They have embryos that they say are defiitely clones of the donors, but, they can't manage to get stem cells, which is the reason, supposedly, that these experiments are permitted.
I find the science fascinating, the logic flawed, and the ethics missing. The poor embryos, which will wind up in a biology department incinerator, are a complete human, in potentia. At what stage is a human organism an person? At age 21? At birth? But, it's a crime to harm a baby while it's inside it's mother's uterus. So, the legal system tacitly acknowledges an unborn fetus as a person. Do we say that an identical twin isn't a person, that they are only a clone of their twin? Even if these embryos are not producing extractable stem cells, could they be implanted in a human uterus to produce a viable baby? And if they can, will these poor babies be considered human? or will they be property?

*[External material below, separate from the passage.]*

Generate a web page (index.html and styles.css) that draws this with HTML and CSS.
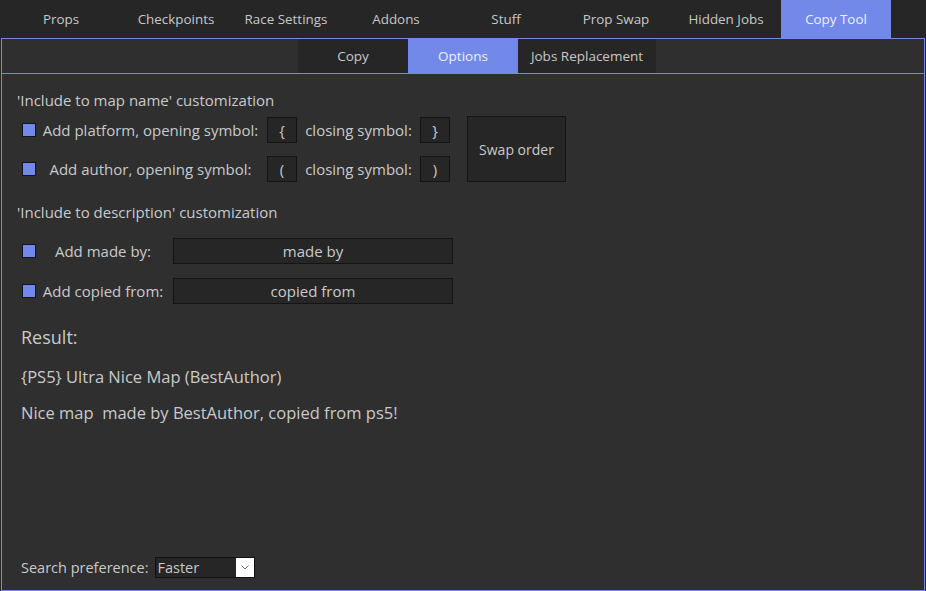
FILE: index.html
```html
<!DOCTYPE html>
<html>
<head>
<meta charset="utf-8">
<link rel="stylesheet" href="styles.css">
</head>
<body>
<nav class="tabs">
  <div class="tab tab-first">Props</div>
  <div class="tab">Checkpoints</div>
  <div class="tab">Race Settings</div>
  <div class="tab">Addons</div>
  <div class="tab">Stuff</div>
  <div class="tab">Prop Swap</div>
  <div class="tab">Hidden Jobs</div>
  <div class="tab active">Copy Tool</div>
</nav>
<main class="panel">
  <div class="subtabs">
    <div class="subtab">Copy</div>
    <div class="subtab active">Options</div>
    <div class="subtab subtab-wide">Jobs Replacement</div>
  </div>
  <section class="content">
    <div class="heading">'Include to map name' customization</div>
    <div class="name-block">
      <div class="name-rows">
        <div class="row">
          <span class="check"></span>
          <span class="label label-open">Add platform, opening symbol:</span>
          <span class="sym">{</span>
          <span class="label label-close">closing symbol:</span>
          <span class="sym">}</span>
        </div>
        <div class="row">
          <span class="check"></span>
          <span class="label label-open">Add author, opening symbol:</span>
          <span class="sym">(</span>
          <span class="label label-close">closing symbol:</span>
          <span class="sym">)</span>
        </div>
      </div>
      <div class="swap">Swap order</div>
    </div>
    <div class="heading heading-desc">'Include to description' customization</div>
    <div class="desc-rows">
      <div class="row">
        <span class="check"></span>
        <span class="label label-desc">Add made by:</span>
        <span class="field">made by</span>
      </div>
      <div class="row">
        <span class="check"></span>
        <span class="label label-desc">Add copied from:</span>
        <span class="field">copied from</span>
      </div>
    </div>
    <div class="result-title">Result:</div>
    <div class="result-line result-first">{PS5} Ultra Nice Map (BestAuthor)</div>
    <div class="result-line">Nice map&nbsp; made by BestAuthor, copied from ps5!</div>
  </section>
  <div class="footer">
    <span class="footer-label">Search preference:</span>
    <div class="select">
      <span class="select-value">Faster</span>
      <span class="select-arrow">
        <svg width="8" height="5" viewBox="0 0 8 5"><path d="M0.5 0.5 L4 4 L7.5 0.5" fill="none" stroke="#6a6a6a" stroke-width="1"/></svg>
      </span>
    </div>
  </div>
</main>
</body>
</html>
```
FILE: styles.css
```css
* { box-sizing: border-box; }
html, body { margin: 0; padding: 0; }
body {
  width: 926px;
  height: 591px;
  overflow: hidden;
  background: #262626;
  font-family: "Open Sans", "Noto Sans", sans-serif;
  color: #c8cacc;
}
.tabs {
  display: flex;
  height: 38px;
  padding-left: 1px;
}
.tab {
  width: 110px;
  display: flex;
  align-items: center;
  justify-content: center;
  font-size: 13.4px;
  color: #c6c8ca;
}
.tab-first { width: 120px; }
.tab.active { background: #7289ea; color: #eef1ff; }

.panel {
  margin-left: 1px;
  width: 924px;
  height: 553px;
  border: 1px solid #7289ea;
  background: #2f2f2f;
  display: flex;
  flex-direction: column;
}
.subtabs {
  display: flex;
  height: 35px;
  padding-left: 296px;
  border-bottom: 1px solid #7289ea;
}
.subtab {
  width: 110px;
  background: #262626;
  display: flex;
  align-items: center;
  justify-content: center;
  font-size: 13.5px;
  color: #c6c8ca;
}
.subtab-wide { width: 138px; }
.subtab.active { background: #7289ea; color: #eef1ff; }

.content {
  padding: 16px 0 0 15px;
  font-size: 15px;
}
.heading { line-height: 20px; height: 20px; }
.name-block {
  display: flex;
  align-items: flex-start;
  margin-top: 6px;
}
.name-rows {
  display: flex;
  flex-direction: column;
  gap: 13px;
  margin-top: 1px;
}
.row {
  display: flex;
  align-items: center;
  height: 26px;
}
.check {
  width: 14px;
  height: 14px;
  margin-left: 5px;
  background: #7289ea;
  border: 1px solid #151515;
  flex: none;
}
.label { text-align: center; white-space: nowrap; }
.label-open { width: 229px; }
.label-close { width: 123px; }
.sym {
  width: 30px;
  height: 26px;
  margin-left: 2px;
  background: #262626;
  border: 1px solid #141414;
  display: flex;
  align-items: center;
  justify-content: center;
}
.label-close + .sym { margin-left: 0; }
.swap {
  width: 99px;
  height: 66px;
  margin-left: 17px;
  background: #262626;
  border: 1px solid #141414;
  display: flex;
  align-items: center;
  justify-content: center;
  font-size: 14px;
}
.heading-desc { margin-top: 20px; }
.desc-rows {
  display: flex;
  flex-direction: column;
  gap: 14px;
  margin-top: 16px;
}
.label-desc { width: 134px; }
.field {
  width: 280px;
  height: 26px;
  margin-left: 3px;
  background: #262626;
  border: 1px solid #141414;
  display: flex;
  align-items: center;
  justify-content: center;
}
.result-title {
  margin-top: 21px;
  padding-left: 4px;
  font-size: 18px;
  line-height: 24px;
}
.result-line {
  padding-left: 4px;
  font-size: 16.5px;
  line-height: 22px;
  margin-top: 14px;
}
.result-first { margin-top: 17px; }

.footer {
  margin-top: auto;
  padding: 0 0 12px 19px;
  display: flex;
  align-items: center;
  font-size: 14.5px;
}
.footer-label { margin-right: 6px; }
.select {
  width: 100px;
  height: 21px;
  background: #262626;
  border: 1px solid #111;
  display: flex;
  align-items: stretch;
}
.select-value {
  flex: 1;
  padding-left: 2px;
  line-height: 19px;
}
.select-arrow {
  width: 18px;
  background: #ffffff;
  display: flex;
  align-items: center;
  justify-content: center;
}
```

In college, one of my required classes was Biological Ethics. I was never quite able to determine where the teacher's feeling lay, on most subjects, which probably meant he was doing a good job. But, my group presentation was on cloning. At the time, cloning was very very new, the first sheep had just been produced. The idea of cloning a human was purely speculative fiction. However, I had examples of how cloning effected society, drawn from classic science fiction. Go read "Friday", by Robert A. Heinlein, and think about what it would be like to be a clone.